— start Records shown —

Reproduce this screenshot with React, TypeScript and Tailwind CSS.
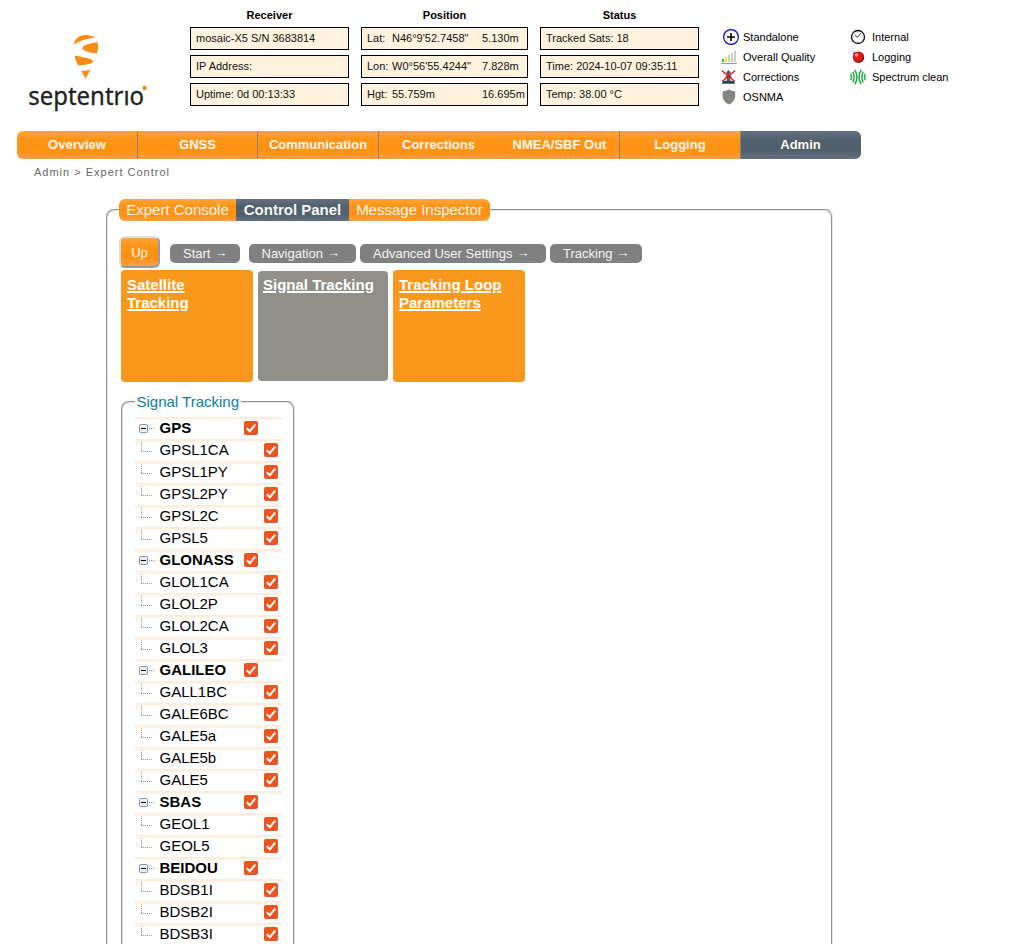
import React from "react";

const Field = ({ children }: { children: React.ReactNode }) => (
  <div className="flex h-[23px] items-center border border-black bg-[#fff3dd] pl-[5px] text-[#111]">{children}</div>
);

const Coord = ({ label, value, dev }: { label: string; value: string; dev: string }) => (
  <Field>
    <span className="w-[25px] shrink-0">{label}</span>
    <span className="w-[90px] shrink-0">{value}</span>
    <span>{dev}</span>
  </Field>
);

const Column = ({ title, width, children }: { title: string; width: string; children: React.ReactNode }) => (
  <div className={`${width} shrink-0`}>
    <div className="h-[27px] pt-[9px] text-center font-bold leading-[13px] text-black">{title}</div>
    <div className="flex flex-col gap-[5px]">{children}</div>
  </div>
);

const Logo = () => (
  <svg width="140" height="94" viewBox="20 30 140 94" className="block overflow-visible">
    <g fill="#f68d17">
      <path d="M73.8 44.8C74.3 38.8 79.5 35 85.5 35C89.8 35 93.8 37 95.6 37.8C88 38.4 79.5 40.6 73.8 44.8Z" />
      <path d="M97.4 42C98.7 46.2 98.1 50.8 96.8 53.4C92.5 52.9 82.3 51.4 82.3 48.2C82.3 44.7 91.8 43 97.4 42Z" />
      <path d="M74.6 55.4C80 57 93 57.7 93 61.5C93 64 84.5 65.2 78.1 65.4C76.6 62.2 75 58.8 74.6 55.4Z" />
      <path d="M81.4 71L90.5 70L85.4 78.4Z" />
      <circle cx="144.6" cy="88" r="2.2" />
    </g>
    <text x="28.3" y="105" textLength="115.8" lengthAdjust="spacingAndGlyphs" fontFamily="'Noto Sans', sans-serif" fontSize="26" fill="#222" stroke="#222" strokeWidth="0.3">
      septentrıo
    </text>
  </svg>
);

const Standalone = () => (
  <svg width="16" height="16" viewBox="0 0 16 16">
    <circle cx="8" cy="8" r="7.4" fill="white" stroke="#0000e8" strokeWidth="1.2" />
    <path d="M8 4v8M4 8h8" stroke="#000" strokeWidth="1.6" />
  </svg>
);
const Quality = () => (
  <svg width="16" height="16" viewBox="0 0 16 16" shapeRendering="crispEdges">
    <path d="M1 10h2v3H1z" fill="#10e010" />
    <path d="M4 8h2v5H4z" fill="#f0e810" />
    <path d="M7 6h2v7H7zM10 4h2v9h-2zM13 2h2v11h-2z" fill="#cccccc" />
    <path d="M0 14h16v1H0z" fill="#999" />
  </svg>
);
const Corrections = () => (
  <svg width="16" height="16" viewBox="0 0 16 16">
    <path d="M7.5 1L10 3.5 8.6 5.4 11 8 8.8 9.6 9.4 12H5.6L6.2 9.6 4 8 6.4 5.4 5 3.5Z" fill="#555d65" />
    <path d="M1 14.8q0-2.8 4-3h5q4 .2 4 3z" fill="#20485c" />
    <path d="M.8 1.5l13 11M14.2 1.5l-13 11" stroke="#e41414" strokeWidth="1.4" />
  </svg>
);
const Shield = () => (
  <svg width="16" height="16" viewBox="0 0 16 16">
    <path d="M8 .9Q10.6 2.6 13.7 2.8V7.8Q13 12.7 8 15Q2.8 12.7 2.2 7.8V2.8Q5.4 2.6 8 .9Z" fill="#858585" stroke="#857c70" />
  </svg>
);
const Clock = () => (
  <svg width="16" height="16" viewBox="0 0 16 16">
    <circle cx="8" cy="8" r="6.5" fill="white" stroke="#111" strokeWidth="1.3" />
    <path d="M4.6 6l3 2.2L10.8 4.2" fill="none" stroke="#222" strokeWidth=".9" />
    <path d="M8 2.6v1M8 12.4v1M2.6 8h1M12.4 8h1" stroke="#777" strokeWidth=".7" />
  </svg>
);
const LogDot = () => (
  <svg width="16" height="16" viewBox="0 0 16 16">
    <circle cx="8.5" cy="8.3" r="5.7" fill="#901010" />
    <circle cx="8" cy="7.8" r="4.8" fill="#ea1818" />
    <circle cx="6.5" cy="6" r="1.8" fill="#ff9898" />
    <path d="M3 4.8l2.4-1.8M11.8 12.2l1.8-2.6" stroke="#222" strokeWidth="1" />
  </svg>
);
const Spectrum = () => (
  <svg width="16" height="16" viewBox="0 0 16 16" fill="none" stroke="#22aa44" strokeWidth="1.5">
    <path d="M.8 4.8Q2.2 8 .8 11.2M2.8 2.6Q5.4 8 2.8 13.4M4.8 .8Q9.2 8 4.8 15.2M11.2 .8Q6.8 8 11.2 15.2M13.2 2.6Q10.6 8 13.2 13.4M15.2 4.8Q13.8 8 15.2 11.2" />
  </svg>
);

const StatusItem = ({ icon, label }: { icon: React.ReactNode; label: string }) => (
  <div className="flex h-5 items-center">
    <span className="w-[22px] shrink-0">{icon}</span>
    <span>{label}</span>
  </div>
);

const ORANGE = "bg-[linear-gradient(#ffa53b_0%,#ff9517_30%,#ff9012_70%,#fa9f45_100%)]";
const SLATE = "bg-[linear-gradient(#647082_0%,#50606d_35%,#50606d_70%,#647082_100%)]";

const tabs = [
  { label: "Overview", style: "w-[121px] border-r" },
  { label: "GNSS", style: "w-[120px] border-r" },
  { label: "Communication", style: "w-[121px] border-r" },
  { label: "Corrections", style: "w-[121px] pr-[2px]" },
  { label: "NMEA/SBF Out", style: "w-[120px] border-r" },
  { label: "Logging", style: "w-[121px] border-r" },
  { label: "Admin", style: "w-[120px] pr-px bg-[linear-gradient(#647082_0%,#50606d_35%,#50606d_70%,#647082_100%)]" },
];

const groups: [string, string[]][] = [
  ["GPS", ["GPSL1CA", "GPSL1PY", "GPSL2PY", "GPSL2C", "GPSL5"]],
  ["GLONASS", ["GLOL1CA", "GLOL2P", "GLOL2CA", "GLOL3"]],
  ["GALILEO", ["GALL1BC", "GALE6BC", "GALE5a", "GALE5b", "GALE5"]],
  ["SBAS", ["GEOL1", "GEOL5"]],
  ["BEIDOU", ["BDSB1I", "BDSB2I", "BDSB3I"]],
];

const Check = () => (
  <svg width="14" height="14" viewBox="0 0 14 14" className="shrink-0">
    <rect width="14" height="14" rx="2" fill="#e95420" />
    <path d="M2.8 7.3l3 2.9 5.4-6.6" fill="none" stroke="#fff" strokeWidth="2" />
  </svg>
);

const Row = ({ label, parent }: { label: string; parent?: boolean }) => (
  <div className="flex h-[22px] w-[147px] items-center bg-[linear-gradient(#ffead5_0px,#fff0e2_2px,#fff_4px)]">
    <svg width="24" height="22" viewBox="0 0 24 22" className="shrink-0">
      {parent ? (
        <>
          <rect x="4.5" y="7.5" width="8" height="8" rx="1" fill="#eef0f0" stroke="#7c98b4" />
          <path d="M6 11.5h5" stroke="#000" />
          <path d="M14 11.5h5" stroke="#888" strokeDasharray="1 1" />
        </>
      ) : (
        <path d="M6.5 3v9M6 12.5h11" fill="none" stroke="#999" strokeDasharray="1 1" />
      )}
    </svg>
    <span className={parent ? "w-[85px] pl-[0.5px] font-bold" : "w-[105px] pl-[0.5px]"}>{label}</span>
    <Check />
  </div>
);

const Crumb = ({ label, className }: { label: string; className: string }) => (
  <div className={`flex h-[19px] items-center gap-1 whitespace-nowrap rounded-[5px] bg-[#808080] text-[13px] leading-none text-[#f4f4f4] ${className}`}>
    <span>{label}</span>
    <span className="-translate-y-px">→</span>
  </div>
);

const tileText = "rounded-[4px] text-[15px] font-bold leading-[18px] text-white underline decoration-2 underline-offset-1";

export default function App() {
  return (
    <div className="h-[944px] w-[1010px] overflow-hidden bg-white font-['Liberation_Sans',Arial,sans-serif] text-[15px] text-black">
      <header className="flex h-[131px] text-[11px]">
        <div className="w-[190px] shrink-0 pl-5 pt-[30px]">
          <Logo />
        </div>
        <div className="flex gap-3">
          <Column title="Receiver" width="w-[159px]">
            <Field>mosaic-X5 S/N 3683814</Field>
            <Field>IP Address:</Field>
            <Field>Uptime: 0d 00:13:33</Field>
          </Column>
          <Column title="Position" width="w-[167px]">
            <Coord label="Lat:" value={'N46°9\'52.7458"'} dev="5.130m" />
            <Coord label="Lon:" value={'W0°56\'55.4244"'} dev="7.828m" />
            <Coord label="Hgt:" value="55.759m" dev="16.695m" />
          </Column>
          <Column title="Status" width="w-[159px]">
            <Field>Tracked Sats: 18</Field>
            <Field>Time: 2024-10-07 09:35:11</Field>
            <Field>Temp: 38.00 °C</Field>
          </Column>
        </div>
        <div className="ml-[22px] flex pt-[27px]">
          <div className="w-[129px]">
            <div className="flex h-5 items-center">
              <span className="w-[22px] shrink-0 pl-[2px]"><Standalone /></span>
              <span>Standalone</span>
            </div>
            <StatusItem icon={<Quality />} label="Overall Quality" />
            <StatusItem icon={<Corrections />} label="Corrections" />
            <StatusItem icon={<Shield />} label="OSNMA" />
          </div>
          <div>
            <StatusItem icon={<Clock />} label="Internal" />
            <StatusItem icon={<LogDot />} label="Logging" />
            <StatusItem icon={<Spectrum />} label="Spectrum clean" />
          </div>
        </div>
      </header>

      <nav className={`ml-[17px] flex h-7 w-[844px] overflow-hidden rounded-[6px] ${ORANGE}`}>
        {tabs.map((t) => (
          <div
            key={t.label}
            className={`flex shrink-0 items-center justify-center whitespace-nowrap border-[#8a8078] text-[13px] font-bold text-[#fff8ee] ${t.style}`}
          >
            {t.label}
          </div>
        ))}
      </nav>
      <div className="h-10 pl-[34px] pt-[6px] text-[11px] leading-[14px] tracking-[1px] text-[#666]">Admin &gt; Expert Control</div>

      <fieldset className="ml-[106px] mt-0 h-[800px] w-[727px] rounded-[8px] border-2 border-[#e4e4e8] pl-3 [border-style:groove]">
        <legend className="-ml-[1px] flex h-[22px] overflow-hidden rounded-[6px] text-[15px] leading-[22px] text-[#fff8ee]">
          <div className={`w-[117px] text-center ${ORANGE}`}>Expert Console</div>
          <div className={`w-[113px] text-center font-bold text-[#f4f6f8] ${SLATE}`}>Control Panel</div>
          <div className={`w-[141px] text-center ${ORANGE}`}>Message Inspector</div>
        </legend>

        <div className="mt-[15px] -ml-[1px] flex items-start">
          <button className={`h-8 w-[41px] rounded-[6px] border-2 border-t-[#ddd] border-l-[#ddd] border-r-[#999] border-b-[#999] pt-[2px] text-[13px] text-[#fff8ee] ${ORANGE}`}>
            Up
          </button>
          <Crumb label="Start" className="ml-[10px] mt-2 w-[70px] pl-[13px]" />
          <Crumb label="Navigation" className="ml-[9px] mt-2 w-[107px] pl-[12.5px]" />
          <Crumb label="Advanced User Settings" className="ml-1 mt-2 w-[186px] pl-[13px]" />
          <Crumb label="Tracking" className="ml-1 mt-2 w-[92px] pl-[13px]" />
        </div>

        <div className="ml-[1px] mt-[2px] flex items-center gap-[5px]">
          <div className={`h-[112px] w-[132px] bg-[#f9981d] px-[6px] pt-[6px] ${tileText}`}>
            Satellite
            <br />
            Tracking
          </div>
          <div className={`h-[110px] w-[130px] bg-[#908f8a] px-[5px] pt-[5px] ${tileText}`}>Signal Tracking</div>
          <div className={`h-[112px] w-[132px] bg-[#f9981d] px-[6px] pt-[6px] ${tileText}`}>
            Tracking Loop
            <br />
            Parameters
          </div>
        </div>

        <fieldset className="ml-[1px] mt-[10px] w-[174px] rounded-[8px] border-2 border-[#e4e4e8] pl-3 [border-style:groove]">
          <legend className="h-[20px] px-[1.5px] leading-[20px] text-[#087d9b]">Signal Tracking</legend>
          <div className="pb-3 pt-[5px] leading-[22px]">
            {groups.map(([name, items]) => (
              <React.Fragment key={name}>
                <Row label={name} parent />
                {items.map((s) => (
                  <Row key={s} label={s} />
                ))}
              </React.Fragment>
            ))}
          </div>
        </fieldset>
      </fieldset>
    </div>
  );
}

— end Records shown —
— start Records shown —

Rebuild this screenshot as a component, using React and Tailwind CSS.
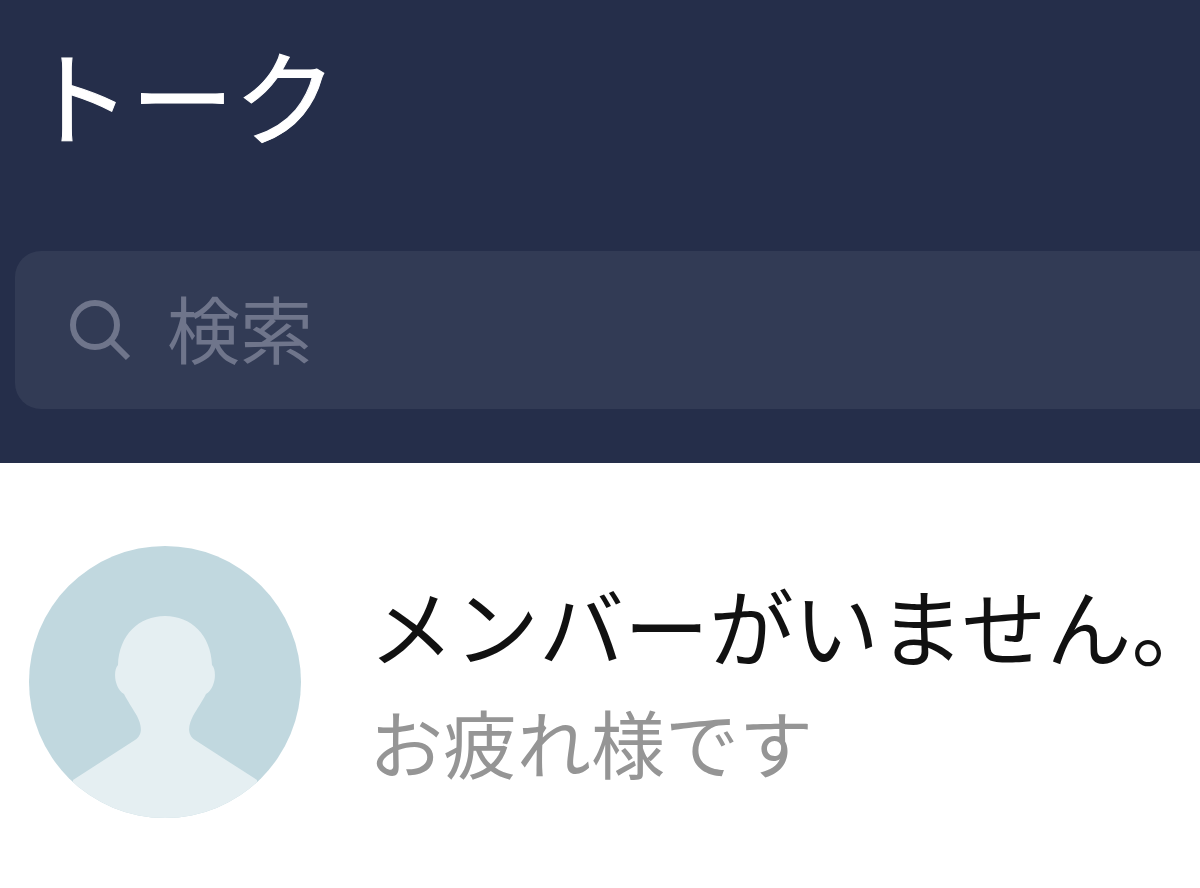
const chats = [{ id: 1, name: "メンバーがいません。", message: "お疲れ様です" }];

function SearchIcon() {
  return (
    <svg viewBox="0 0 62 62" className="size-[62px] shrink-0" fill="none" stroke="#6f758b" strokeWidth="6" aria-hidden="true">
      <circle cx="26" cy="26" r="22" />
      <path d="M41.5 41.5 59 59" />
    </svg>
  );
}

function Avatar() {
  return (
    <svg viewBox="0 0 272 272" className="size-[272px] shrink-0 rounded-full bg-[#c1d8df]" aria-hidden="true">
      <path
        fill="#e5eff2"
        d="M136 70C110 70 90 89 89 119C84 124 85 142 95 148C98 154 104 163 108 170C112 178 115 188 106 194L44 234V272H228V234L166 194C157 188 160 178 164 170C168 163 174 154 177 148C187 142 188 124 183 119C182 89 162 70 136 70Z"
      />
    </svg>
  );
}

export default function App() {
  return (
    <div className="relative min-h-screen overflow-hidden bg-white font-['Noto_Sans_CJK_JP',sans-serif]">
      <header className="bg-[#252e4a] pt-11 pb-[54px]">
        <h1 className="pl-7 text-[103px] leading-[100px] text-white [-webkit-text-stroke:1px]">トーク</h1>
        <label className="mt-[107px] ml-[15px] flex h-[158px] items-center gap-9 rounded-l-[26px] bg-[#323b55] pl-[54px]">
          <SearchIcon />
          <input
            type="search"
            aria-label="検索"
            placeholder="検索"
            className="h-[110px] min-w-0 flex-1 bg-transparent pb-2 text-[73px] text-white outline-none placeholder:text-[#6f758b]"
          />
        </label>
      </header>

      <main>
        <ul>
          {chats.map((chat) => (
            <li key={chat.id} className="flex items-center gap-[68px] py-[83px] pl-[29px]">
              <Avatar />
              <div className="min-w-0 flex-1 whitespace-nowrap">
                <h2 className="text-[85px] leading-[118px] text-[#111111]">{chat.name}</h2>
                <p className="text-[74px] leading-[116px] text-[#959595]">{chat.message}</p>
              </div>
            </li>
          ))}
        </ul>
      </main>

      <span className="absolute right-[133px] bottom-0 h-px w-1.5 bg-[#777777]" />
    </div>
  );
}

— end Records shown —

Show each line holding the word "Tailwind".

Solution:
Reproduce this screenshot with React, TypeScript and Tailwind CSS.
Rebuild this screenshot as a component, using React and Tailwind CSS.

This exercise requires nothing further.